SUPPLIED DATA ▸
··········

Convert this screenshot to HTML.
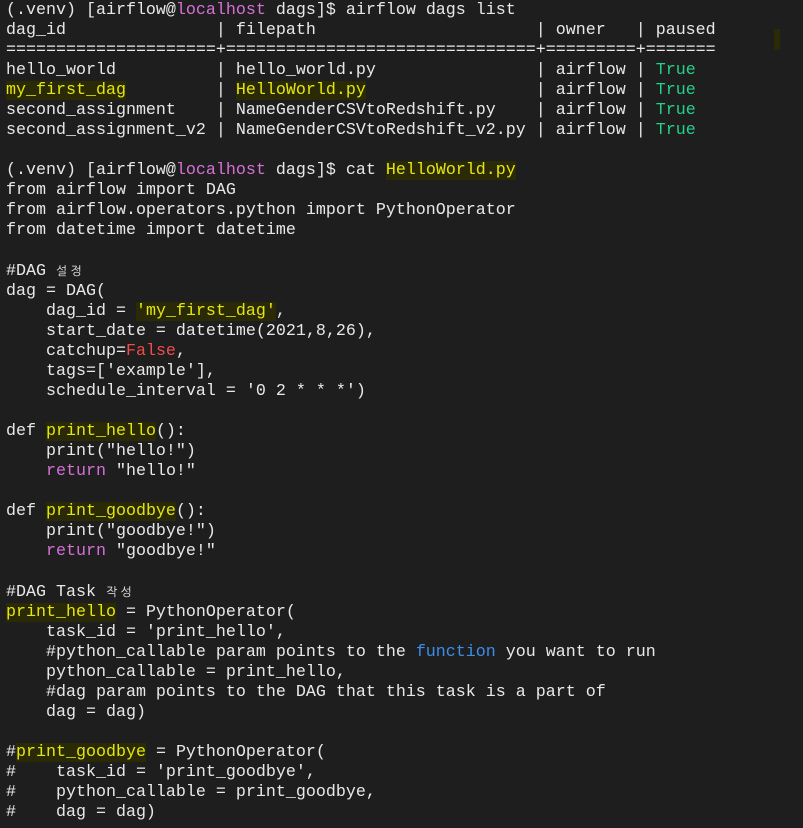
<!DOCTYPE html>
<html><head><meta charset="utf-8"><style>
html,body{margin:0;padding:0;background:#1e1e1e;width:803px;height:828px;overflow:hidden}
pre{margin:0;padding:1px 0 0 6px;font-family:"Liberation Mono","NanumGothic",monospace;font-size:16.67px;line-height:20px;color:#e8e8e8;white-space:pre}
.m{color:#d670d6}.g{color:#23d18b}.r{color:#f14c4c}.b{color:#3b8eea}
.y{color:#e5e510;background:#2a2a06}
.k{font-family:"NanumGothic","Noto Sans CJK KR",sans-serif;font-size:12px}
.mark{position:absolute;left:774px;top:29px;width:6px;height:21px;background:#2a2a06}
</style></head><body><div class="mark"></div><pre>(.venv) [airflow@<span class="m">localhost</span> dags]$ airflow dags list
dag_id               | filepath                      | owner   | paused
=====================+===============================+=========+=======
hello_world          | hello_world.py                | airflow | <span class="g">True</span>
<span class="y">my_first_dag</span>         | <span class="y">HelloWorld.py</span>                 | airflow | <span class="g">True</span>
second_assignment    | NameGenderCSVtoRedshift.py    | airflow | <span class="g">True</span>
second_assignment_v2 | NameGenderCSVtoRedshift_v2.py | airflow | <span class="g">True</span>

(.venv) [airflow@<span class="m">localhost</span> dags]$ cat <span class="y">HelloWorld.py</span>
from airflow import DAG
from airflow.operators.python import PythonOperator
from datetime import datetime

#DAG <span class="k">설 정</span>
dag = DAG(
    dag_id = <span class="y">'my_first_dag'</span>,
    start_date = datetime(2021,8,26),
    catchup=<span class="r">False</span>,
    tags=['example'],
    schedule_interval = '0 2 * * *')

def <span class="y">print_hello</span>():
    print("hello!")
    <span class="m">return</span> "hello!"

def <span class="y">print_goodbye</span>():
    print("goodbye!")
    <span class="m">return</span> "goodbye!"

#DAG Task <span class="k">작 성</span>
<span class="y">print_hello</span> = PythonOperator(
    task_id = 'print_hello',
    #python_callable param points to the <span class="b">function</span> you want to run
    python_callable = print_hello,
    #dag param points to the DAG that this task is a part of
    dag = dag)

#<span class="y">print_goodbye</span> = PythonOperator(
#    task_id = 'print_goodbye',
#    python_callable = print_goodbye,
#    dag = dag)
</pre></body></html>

··········

EXERCISE BRIEF ▸ Reproduce the whole listing above word for word, but not its pictures.

EXERCISE RESPONSE ▸
Convert this screenshot to HTML.
<!DOCTYPE html>
<html><head><meta charset="utf-8"><style>
html,body{margin:0;padding:0;background:#1e1e1e;width:803px;height:828px;overflow:hidden}
pre{margin:0;padding:1px 0 0 6px;font-family:"Liberation Mono","NanumGothic",monospace;font-size:16.67px;line-height:20px;color:#e8e8e8;white-space:pre}
.m{color:#d670d6}.g{color:#23d18b}.r{color:#f14c4c}.b{color:#3b8eea}
.y{color:#e5e510;background:#2a2a06}
.k{font-family:"NanumGothic","Noto Sans CJK KR",sans-serif;font-size:12px}
.mark{position:absolute;left:774px;top:29px;width:6px;height:21px;background:#2a2a06}
</style></head><body><div class="mark"></div><pre>(.venv) [airflow@<span class="m">localhost</span> dags]$ airflow dags list
dag_id               | filepath                      | owner   | paused
=====================+===============================+=========+=======
hello_world          | hello_world.py                | airflow | <span class="g">True</span>
<span class="y">my_first_dag</span>         | <span class="y">HelloWorld.py</span>                 | airflow | <span class="g">True</span>
second_assignment    | NameGenderCSVtoRedshift.py    | airflow | <span class="g">True</span>
second_assignment_v2 | NameGenderCSVtoRedshift_v2.py | airflow | <span class="g">True</span>

(.venv) [airflow@<span class="m">localhost</span> dags]$ cat <span class="y">HelloWorld.py</span>
from airflow import DAG
from airflow.operators.python import PythonOperator
from datetime import datetime

#DAG <span class="k">설 정</span>
dag = DAG(
    dag_id = <span class="y">'my_first_dag'</span>,
    start_date = datetime(2021,8,26),
    catchup=<span class="r">False</span>,
    tags=['example'],
    schedule_interval = '0 2 * * *')

def <span class="y">print_hello</span>():
    print("hello!")
    <span class="m">return</span> "hello!"

def <span class="y">print_goodbye</span>():
    print("goodbye!")
    <span class="m">return</span> "goodbye!"

#DAG Task <span class="k">작 성</span>
<span class="y">print_hello</span> = PythonOperator(
    task_id = 'print_hello',
    #python_callable param points to the <span class="b">function</span> you want to run
    python_callable = print_hello,
    #dag param points to the DAG that this task is a part of
    dag = dag)

#<span class="y">print_goodbye</span> = PythonOperator(
#    task_id = 'print_goodbye',
#    python_callable = print_goodbye,
#    dag = dag)
</pre></body></html>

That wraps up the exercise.